# Your goal
Wherever the word "this" appears in a line, copy that line.

Interface markup and scripts
● ● ● ● ● ● ●

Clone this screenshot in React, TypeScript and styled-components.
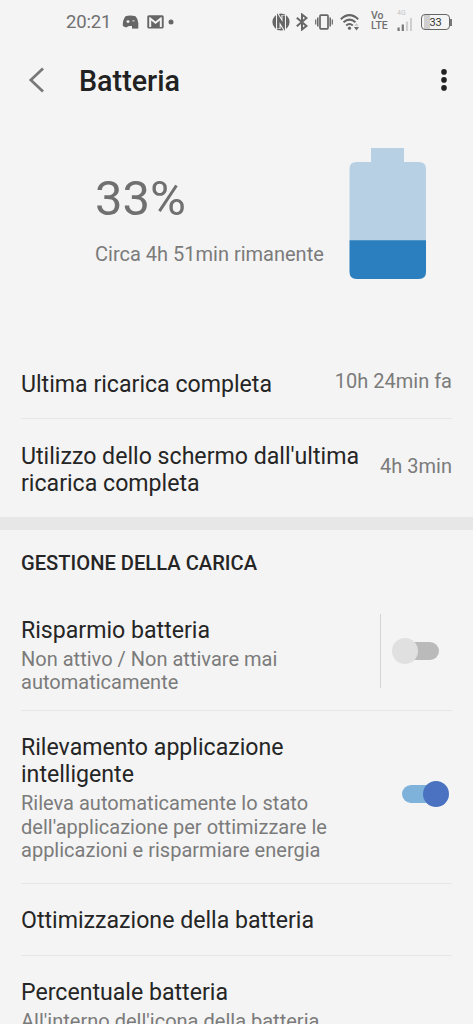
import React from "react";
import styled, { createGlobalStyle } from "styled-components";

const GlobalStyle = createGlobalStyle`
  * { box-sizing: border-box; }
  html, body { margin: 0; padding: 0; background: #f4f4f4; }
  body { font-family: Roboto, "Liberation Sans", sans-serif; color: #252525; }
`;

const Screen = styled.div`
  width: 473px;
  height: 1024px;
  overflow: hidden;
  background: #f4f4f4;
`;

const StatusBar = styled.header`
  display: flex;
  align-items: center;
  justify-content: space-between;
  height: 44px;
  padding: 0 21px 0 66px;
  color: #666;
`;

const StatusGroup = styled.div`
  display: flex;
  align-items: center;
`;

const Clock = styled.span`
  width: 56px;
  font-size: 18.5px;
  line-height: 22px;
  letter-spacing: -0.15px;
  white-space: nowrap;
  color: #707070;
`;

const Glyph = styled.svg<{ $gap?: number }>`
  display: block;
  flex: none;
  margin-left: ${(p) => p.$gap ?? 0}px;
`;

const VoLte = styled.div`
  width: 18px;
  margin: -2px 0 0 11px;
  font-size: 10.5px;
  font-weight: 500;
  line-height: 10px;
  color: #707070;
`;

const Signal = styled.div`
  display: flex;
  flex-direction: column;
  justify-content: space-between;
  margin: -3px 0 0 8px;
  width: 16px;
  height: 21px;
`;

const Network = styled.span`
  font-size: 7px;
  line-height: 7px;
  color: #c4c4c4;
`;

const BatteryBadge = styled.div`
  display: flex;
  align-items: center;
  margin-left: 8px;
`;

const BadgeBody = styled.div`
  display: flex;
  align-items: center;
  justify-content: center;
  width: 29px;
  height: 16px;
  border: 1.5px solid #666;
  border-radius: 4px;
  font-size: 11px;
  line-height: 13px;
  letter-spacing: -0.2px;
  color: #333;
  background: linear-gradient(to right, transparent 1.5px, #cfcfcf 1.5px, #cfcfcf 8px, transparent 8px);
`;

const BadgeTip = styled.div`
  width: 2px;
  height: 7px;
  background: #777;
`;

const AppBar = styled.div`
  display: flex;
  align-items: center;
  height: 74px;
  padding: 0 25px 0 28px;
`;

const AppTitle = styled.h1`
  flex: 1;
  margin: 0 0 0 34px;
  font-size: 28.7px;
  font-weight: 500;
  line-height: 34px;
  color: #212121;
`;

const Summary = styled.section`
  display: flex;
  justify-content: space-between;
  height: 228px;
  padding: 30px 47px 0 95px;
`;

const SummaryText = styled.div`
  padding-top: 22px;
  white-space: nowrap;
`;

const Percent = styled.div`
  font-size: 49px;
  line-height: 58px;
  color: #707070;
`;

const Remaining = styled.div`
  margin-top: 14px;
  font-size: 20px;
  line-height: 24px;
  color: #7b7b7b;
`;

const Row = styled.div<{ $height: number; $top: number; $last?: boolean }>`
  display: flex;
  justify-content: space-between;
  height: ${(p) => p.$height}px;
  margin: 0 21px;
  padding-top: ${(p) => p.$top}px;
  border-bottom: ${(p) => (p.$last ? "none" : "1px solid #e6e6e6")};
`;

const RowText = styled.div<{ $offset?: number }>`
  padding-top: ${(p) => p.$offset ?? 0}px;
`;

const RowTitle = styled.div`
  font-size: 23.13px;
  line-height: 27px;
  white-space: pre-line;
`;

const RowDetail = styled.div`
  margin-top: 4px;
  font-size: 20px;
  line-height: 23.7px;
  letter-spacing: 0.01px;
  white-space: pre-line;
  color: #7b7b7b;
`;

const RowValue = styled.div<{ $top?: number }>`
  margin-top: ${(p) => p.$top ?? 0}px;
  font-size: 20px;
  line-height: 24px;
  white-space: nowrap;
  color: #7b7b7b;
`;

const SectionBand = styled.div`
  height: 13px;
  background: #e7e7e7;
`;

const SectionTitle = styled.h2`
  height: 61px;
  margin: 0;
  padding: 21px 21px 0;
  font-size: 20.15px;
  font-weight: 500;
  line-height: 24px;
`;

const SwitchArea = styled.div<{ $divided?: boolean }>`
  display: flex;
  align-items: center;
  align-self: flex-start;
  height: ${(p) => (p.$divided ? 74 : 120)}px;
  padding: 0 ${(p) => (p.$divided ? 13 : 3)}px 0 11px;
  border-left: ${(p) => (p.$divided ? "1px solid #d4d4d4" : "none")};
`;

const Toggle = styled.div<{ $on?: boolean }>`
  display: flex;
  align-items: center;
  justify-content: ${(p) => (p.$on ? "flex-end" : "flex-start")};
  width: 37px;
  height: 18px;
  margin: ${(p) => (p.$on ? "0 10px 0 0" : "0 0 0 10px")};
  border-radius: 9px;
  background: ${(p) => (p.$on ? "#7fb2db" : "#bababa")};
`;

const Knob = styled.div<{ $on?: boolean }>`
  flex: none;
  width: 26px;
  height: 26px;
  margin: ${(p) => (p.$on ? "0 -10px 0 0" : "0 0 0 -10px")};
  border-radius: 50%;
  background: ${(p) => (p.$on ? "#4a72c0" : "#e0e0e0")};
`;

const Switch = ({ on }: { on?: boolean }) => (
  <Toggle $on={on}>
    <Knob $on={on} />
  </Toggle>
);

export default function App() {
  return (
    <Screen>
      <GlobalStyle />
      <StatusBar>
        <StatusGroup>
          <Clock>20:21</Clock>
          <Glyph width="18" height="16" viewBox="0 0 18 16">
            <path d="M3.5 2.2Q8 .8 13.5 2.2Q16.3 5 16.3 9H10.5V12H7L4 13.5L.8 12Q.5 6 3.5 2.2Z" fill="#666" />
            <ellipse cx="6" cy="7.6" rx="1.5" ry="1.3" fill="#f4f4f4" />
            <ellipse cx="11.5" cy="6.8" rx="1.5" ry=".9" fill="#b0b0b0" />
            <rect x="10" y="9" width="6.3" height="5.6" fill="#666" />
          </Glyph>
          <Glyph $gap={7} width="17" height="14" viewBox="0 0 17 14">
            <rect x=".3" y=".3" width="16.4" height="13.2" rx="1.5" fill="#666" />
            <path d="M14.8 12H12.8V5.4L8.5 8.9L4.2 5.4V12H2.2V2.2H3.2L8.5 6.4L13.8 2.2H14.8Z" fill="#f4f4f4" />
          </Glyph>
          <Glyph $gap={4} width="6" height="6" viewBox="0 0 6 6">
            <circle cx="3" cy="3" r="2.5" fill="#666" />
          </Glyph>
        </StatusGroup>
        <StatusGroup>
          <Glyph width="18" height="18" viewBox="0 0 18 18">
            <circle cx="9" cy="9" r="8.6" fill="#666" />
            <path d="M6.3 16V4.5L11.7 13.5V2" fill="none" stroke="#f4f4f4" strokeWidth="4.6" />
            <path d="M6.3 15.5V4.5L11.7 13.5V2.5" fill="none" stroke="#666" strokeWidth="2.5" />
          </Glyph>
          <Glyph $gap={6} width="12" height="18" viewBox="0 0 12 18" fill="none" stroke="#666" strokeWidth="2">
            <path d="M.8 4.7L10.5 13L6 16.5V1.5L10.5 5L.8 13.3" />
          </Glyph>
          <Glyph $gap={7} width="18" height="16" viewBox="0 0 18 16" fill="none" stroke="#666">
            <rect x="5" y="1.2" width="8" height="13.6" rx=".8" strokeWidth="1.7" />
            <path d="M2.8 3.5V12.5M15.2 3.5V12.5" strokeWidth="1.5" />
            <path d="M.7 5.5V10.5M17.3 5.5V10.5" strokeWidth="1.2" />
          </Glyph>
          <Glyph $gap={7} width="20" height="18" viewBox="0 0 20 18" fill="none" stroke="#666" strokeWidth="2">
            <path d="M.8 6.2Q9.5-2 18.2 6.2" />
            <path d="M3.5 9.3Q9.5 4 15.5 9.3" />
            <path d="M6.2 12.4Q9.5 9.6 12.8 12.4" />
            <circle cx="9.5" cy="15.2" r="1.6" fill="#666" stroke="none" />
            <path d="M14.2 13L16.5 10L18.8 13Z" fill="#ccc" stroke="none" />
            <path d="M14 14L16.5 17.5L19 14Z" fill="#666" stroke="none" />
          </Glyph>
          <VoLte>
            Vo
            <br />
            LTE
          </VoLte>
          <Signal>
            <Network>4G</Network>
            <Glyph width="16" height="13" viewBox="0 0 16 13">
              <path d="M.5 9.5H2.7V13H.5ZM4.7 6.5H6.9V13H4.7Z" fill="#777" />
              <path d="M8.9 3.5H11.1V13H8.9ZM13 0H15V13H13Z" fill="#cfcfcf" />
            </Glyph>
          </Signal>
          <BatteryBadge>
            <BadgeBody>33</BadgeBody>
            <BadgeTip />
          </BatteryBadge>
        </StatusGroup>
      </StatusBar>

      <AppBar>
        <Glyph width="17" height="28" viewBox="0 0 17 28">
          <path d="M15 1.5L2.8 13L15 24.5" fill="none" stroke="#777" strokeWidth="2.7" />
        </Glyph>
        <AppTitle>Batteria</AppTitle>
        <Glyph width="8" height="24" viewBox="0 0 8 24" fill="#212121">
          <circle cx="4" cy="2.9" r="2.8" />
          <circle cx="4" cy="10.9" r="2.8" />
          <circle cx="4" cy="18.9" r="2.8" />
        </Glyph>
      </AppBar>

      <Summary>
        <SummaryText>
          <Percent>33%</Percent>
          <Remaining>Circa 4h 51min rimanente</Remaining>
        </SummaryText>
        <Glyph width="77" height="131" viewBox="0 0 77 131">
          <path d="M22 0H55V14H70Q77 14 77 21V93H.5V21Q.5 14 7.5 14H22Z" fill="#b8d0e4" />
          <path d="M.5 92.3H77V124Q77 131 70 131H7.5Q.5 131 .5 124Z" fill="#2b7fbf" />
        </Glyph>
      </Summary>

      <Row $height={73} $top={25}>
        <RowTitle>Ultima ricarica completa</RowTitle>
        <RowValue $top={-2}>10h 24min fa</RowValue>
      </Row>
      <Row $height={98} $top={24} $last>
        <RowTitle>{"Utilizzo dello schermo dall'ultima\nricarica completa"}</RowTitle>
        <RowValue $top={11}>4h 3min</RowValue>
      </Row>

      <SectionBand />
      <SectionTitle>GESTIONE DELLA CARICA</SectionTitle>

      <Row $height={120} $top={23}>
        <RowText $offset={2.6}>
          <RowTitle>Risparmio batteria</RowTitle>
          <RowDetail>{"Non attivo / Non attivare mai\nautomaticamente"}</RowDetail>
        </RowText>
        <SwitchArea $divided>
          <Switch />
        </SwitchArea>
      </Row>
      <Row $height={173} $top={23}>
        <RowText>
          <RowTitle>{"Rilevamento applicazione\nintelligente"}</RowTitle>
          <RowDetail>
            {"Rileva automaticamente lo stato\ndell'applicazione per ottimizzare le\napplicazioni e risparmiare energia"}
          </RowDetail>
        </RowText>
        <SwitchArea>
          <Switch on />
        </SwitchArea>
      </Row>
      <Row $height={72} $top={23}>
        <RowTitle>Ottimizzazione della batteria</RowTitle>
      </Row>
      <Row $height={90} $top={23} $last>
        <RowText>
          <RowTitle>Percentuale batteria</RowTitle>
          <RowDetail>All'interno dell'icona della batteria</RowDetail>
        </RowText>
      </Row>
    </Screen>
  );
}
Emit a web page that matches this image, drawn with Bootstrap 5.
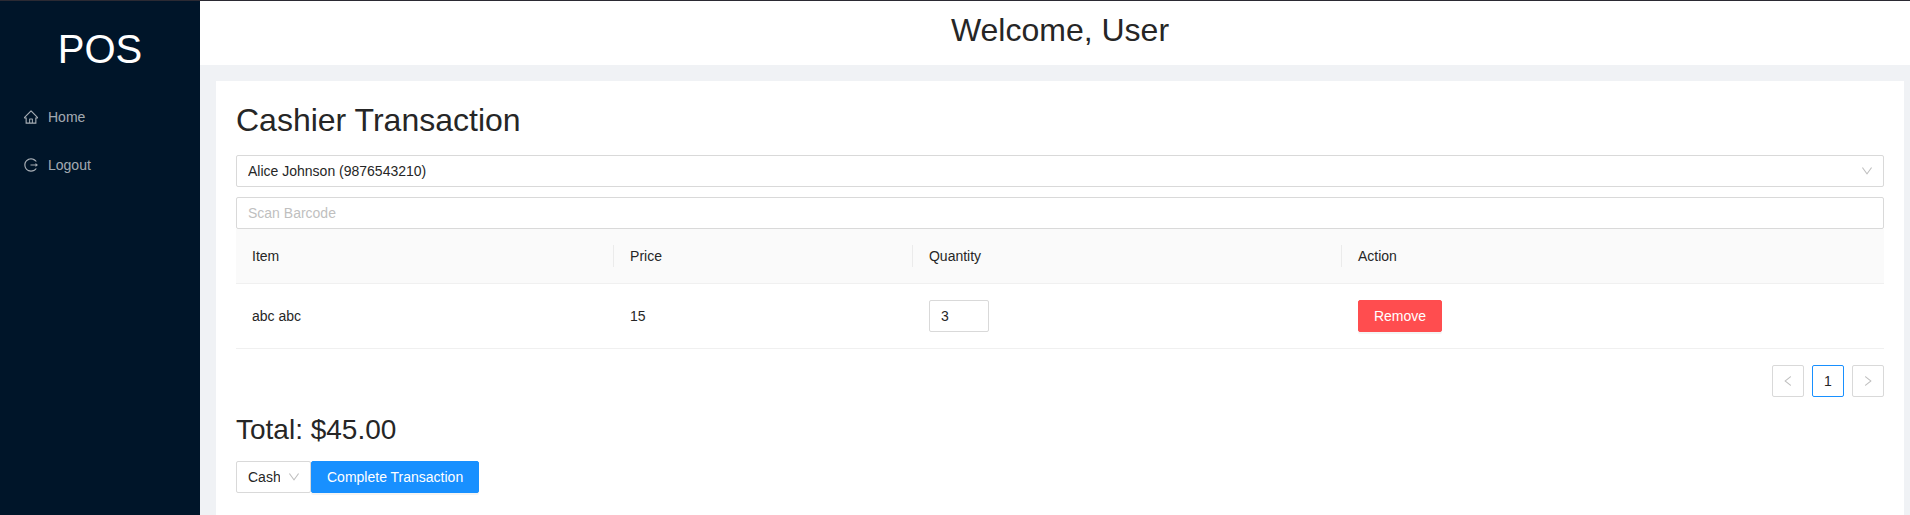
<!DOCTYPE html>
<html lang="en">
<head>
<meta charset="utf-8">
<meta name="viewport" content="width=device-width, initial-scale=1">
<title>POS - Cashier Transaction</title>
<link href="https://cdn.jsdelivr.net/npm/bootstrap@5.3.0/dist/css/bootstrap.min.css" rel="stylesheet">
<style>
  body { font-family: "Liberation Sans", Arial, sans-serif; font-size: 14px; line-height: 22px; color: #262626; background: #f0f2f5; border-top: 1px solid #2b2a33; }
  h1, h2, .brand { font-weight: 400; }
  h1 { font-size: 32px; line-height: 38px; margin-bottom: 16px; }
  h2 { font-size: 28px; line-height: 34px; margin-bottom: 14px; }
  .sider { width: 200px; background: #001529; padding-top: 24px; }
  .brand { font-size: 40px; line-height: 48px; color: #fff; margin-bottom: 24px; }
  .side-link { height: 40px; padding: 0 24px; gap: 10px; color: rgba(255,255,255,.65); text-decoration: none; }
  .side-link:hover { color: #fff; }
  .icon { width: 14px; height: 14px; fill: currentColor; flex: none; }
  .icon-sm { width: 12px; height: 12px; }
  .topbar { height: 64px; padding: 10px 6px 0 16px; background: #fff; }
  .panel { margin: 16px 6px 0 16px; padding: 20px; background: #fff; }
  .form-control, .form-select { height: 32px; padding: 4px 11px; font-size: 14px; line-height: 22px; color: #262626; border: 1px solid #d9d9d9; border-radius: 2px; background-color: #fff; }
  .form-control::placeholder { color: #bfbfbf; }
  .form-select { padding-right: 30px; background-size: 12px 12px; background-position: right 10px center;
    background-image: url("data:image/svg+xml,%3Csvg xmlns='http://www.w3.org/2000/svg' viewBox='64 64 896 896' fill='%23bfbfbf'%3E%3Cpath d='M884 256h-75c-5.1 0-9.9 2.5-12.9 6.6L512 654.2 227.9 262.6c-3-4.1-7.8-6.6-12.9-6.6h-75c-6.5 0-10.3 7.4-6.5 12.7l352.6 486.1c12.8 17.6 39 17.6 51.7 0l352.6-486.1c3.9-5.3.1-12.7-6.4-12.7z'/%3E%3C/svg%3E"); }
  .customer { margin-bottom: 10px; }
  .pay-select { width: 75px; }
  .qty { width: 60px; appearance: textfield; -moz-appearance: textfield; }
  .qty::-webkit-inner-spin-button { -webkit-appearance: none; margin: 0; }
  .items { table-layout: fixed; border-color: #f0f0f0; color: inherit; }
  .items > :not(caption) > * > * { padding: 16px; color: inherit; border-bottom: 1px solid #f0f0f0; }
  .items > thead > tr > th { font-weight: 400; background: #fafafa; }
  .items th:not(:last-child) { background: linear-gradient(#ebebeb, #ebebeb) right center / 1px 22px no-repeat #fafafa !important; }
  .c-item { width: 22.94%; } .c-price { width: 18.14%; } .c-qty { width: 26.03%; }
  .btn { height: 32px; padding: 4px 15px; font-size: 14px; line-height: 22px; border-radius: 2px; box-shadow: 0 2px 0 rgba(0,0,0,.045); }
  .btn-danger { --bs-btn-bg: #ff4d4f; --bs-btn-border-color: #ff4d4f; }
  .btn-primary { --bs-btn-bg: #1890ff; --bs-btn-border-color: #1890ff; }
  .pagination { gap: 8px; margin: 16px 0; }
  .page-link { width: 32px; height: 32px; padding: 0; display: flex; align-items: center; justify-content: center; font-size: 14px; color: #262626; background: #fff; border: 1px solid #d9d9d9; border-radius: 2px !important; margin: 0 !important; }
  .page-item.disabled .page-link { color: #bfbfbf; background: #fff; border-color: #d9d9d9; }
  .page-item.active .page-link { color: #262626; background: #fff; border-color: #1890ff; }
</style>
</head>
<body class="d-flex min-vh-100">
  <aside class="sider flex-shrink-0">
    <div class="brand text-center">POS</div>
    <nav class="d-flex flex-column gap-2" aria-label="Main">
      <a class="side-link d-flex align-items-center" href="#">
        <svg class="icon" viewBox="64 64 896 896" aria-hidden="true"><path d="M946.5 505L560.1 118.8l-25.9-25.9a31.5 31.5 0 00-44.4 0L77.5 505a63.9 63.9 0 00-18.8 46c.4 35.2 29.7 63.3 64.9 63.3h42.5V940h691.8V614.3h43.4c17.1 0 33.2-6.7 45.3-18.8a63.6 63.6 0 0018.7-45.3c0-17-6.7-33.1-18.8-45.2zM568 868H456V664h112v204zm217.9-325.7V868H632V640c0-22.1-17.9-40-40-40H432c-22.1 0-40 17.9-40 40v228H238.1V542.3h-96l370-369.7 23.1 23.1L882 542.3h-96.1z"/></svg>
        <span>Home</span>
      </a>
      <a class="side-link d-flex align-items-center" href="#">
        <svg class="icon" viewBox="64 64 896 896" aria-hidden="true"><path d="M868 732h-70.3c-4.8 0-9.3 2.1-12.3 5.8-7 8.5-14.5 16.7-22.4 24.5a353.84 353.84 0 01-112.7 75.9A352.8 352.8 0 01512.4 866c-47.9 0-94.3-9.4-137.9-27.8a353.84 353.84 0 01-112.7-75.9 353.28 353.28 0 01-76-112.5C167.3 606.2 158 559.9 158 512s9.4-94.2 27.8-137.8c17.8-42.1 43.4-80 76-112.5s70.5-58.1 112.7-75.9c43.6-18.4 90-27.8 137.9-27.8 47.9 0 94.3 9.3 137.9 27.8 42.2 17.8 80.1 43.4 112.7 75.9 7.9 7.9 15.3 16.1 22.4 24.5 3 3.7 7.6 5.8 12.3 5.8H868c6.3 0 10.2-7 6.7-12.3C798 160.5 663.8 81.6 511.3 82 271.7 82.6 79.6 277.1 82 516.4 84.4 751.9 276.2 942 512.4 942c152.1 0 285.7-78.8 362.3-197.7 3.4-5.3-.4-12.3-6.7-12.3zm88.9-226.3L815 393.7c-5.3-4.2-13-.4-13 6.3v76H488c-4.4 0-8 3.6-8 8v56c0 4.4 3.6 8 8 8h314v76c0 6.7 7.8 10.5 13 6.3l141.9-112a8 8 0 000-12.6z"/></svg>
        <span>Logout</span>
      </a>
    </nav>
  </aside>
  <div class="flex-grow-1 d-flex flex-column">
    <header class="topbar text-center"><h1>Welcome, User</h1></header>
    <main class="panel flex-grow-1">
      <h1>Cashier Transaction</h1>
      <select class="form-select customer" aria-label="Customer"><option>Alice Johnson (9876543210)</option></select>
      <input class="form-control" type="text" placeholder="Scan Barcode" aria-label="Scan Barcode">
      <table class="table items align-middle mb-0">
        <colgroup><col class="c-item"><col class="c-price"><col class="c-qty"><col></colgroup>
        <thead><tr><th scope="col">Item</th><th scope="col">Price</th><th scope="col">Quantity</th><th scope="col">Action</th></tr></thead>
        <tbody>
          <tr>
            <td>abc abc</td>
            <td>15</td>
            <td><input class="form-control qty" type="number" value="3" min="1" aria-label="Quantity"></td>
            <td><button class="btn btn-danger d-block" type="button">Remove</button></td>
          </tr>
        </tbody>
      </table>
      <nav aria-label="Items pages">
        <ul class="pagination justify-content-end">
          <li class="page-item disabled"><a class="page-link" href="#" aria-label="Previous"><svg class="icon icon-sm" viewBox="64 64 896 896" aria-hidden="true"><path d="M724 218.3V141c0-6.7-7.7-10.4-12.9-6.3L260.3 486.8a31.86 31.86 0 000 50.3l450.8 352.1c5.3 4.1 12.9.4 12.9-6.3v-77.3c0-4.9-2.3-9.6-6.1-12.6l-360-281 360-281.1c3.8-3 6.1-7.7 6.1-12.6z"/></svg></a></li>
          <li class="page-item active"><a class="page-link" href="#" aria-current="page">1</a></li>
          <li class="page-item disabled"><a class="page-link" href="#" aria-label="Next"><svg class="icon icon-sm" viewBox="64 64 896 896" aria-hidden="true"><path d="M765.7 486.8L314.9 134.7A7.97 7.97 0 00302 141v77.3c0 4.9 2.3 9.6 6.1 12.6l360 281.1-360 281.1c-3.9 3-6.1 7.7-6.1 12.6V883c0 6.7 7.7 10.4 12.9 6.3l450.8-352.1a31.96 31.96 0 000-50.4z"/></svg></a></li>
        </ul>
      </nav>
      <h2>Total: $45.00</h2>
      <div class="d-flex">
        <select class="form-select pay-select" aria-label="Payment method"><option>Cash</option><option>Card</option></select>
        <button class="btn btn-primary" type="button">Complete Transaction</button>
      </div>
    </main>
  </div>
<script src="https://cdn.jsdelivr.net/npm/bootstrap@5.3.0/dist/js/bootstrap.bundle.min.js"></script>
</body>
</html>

● ● ● ● ● ● ●

# Written reply
Clone this screenshot in React, TypeScript and styled-components.
Emit a web page that matches this image, drawn with Bootstrap 5.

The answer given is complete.